In any case, perhaps the procedures are unnecessary, at least so far as the Water Commission is concerned. As Nishioka told Environment Hawai`i, “One of the issues we’re looking at is whether this is the kind of activity we want to regulate. The SWAT program [Slash Waste and Red Tape] was looking at whether we are currently regulating things that don’t need to beÉ Lo`i restoration was one of those issues. Most of the requests are coming from people who are going to exercise their customary rights, which stems from the PASH decision.” (The SWAT program was established in the Office of the Lieutenant Governor to look at where government might cut down on wasteful or wasted efforts. The PASH decision – for Public Access Shoreline-Hawai`i – was a ruling by the state Supreme Court that affirmed the rights of Hawaiians to have access to undeveloped areas to exercise customary rights and gathering.)

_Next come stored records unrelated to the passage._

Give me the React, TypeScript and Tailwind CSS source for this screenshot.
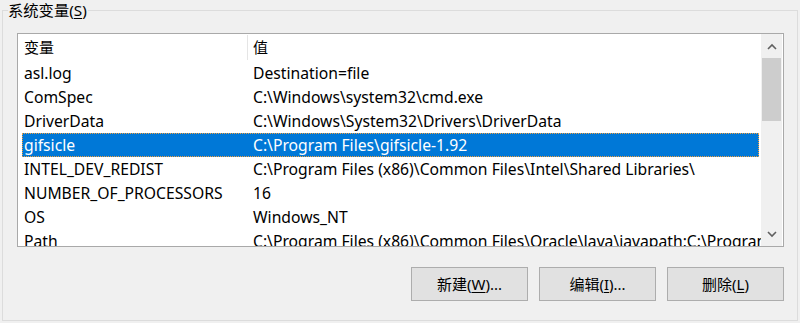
import React from "react";

const rows: [string, string][] = [
  ["asl.log", "Destination=file"],
  ["ComSpec", "C:\\Windows\\system32\\cmd.exe"],
  ["DriverData", "C:\\Windows\\System32\\Drivers\\DriverData"],
  ["gifsicle", "C:\\Program Files\\gifsicle-1.92"],
  ["INTEL_DEV_REDIST", "C:\\Program Files (x86)\\Common Files\\Intel\\Shared Libraries\\"],
  ["NUMBER_OF_PROCESSORS", "16"],
  ["OS", "Windows_NT"],
  ["Path", "C:\\Program Files (x86)\\Common Files\\Oracle\\Java\\javapath;C:\\Program Files\\Common"],
];

const font = { fontFamily: '"Noto Sans", "Noto Sans CJK SC", sans-serif' };

function Chevron({ up }: { up?: boolean }) {
  return (
    <svg width="10" height="7" viewBox="0 0 10 7">
      <path
        d={up ? "M1 6 L5 2 L9 6" : "M1 1 L5 5 L9 1"}
        fill="none"
        stroke="#606060"
        strokeWidth="1.6"
      />
    </svg>
  );
}

function Btn({ pre, u, post }: { pre: string; u: string; post: string }) {
  return (
    <button className="w-[117px] h-[34px] bg-[#e1e1e1] border border-[#adadad] text-[15px] text-black flex items-center justify-center leading-none">
      {pre}
      <span className="underline underline-offset-2">{u}</span>
      {post}
    </button>
  );
}

export default function App() {
  return (
    <div
      className="w-[800px] h-[323px] bg-[#f0f0f0] pt-[10px] pl-[2px] overflow-hidden text-black"
      style={font}
    >
      <div className="relative w-[796px] h-[311px] border border-[#dcdcdc]">
        <span className="absolute left-[5px] top-[-11px] bg-[#f0f0f0] text-[15.3px] leading-[20px] pr-[1px]">
          系统变量(<span className="underline underline-offset-2">S</span>)
        </span>
        <div className="ml-[14px] mt-[22px] w-[767px] h-[214px] border border-[#a9a9a9] bg-white flex">
          <div className="w-[743px] h-full overflow-hidden">
            <div className="h-[27px] flex items-center text-[15px]">
              <div className="w-[229px] pl-[6px]">变量</div>
              <div className="w-px h-[25px] bg-[#e5e5e5]" />
              <div className="pl-[5px]">值</div>
            </div>
            {rows.map(([n, v], i) => {
              const sel = i === 3;
              return (
                <div
                  key={n}
                  className={
                    "ml-[4px] mr-[2px] h-[24px] pt-[2px] flex items-center text-[15.7px] whitespace-nowrap " +
                    (sel
                      ? "bg-[#0078d7] text-white outline outline-1 outline-dotted outline-[#f0a040] -outline-offset-1"
                      : "")
                  }
                >
                  <div className="w-[231px] pl-[2px] shrink-0">{n}</div>
                  <div className="shrink-0">{v}</div>
                </div>
              );
            })}
          </div>
          <div className="w-[21px] h-full bg-[#f0f0f0] flex flex-col">
            <div className="h-[24px] flex items-center justify-center">
              <Chevron up />
            </div>
            <div className="mx-[1px] h-[63px] bg-[#cdcdcd]" />
            <div className="flex-1" />
            <div className="h-[24px] flex items-center justify-center">
              <Chevron />
            </div>
          </div>
        </div>
        <div className="ml-[14px] mt-[20px] w-[767px] flex justify-end gap-[11px]">
          <Btn pre="新建(" u="W" post=")..." />
          <Btn pre="编辑(" u="I" post=")..." />
          <Btn pre="删除(" u="L" post=")" />
        </div>
      </div>
    </div>
  );
}
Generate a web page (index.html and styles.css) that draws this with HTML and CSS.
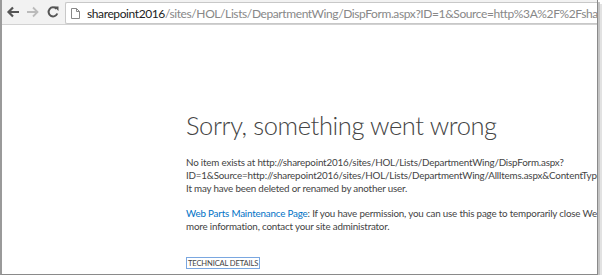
FILE: index.html
```html
<!DOCTYPE html>
<html lang="en">
<head>
    <meta charset="UTF-8">
    <title>Error</title>
    <link rel="stylesheet" href="styles.css">
</head>
<body>
    <div class="window">
        <!-- barra del navegador -->
        <div class="toolbar">
            <span class="nav-btn">
                <svg width="14" height="14" viewBox="0 0 14 14"><path d="M13 7H3M7 2.5L2.5 7 7 11.5" fill="none" stroke="#555" stroke-width="2.2"/></svg>
            </span>
            <span class="nav-btn">
                <svg width="14" height="14" viewBox="0 0 14 14"><path d="M1 7h10M7 2.5L11.5 7 7 11.5" fill="none" stroke="#bbb" stroke-width="1.8"/></svg>
            </span>
            <span class="nav-btn">
                <svg width="14" height="14" viewBox="0 0 14 14"><path d="M11.3 8.5A4.5 4.5 0 1 1 10.4 3.8" fill="none" stroke="#555" stroke-width="2"/><path d="M8 1.5h4.5V6z" fill="#555"/></svg>
            </span>
            <div class="address">
                <svg class="page-icon" width="9" height="11" viewBox="0 0 9 11"><path d="M0.5 0.5h5l3 3v7h-8z M5.5 0.5v3h3" fill="#fff" stroke="#888"/></svg>
                <span class="host">sharepoint2016</span><span class="path">/sites/HOL/Lists/DepartmentWing/DispForm.aspx?ID=1&amp;Source=http%3A%2F%2Fsharepoint2016%2Fsites%2FHOL</span>
            </div>
        </div>

        <!-- contenido del error -->
        <div class="page">
            <div class="content">
                <h1>Sorry, something went wrong</h1>
                <p class="msg">No item exists at http://sharepoint2016/sites/HOL/Lists/DepartmentWing/DispForm.aspx?<br>ID=1&amp;Source=http://sharepoint2016/sites/HOL/Lists/DepartmentWing/AllItems.aspx&amp;ContentTypeId=0x0100<br>It may have been deleted or renamed by another user.</p>
                <p class="msg"><a href="#">Web Parts Maintenance Page</a>: If you have permission, you can use this page to temporarily close Web Parts or remove personal settings. For<br>more information, contact your site administrator.</p>
                <span class="details">TECHNICAL DETAILS</span>
            </div>
        </div>
    </div>
</body>
</html>
```

FILE: styles.css
```css
body {
    margin: 0;
    background: #fff;
    font-family: Lato, 'Open Sans', sans-serif;
}

.window {
    width: 595px;
    height: 274px;
    border-left: 2px solid #9a9a9a;
    border-right: 1px solid #8a8a8a;
    border-bottom: 1px solid #8a8a8a;
    box-shadow: 2px 2px 0 #c4c4c4, 4px 4px 0 #e2e2e2;
    overflow: hidden;
    display: flex;
    flex-direction: column;
}

.toolbar {
    height: 24px;
    background: #f2f2f2;
    border-bottom: 1px solid #d2d2d2;
    display: flex;
    align-items: center;
    padding-left: 1px;
    flex-shrink: 0;
}

.nav-btn {
    width: 20px;
    display: flex;
    justify-content: center;
}

.address {
    margin-left: 2px;
    margin-top: 2px;
    height: 20px;
    flex: 1;
    background: #fff;
    border: 1px solid #c8c8c8;
    border-right: none;
    border-radius: 2px 0 0 2px;
    display: flex;
    align-items: center;
    white-space: nowrap;
    overflow: hidden;
    font-size: 12px;
    letter-spacing: -0.4px;
}

.page-icon {
    margin: 0 7px 0 5px;
    flex-shrink: 0;
}

.host {
    color: #222;
}

.path {
    color: #888;
}

.page {
    flex: 1;
    overflow: hidden;
}

.content {
    padding: 82px 0 0 184px;
    white-space: nowrap;
}

h1 {
    margin: 0 0 13px 0;
    font-weight: 300;
    font-size: 25.5px;
    letter-spacing: -0.4px;
    color: #444;
    line-height: 36px;
}

.msg {
    margin: 0 0 12px 0;
    font-size: 9.8px;
    letter-spacing: -0.18px;
    line-height: 13px;
    color: #444;
}

.msg a {
    color: #0072c6;
    text-decoration: none;
}

.details {
    display: inline-block;
    margin-top: 12px;
    font-size: 7.6px;
    letter-spacing: -0.15px;
    color: #444;
    border: 1px solid #7aa7e0;
    padding: 0 1px;
    line-height: 10px;
}
```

As far as the restoration of auwai is concerned, Nishioka says that so long as the auwai existed “prior to the time the Water Code was passed,” in 1987, restoration needs no permit from the commission. “If they are expanding the use of auwai or something like that, we would require them to have a permit,” she says.
As far as any proposed rule changes are concerned, Nishioka says she’s not sure what the timetable is. In the meantime, “If we get complaints, we go out and investigate,” she says.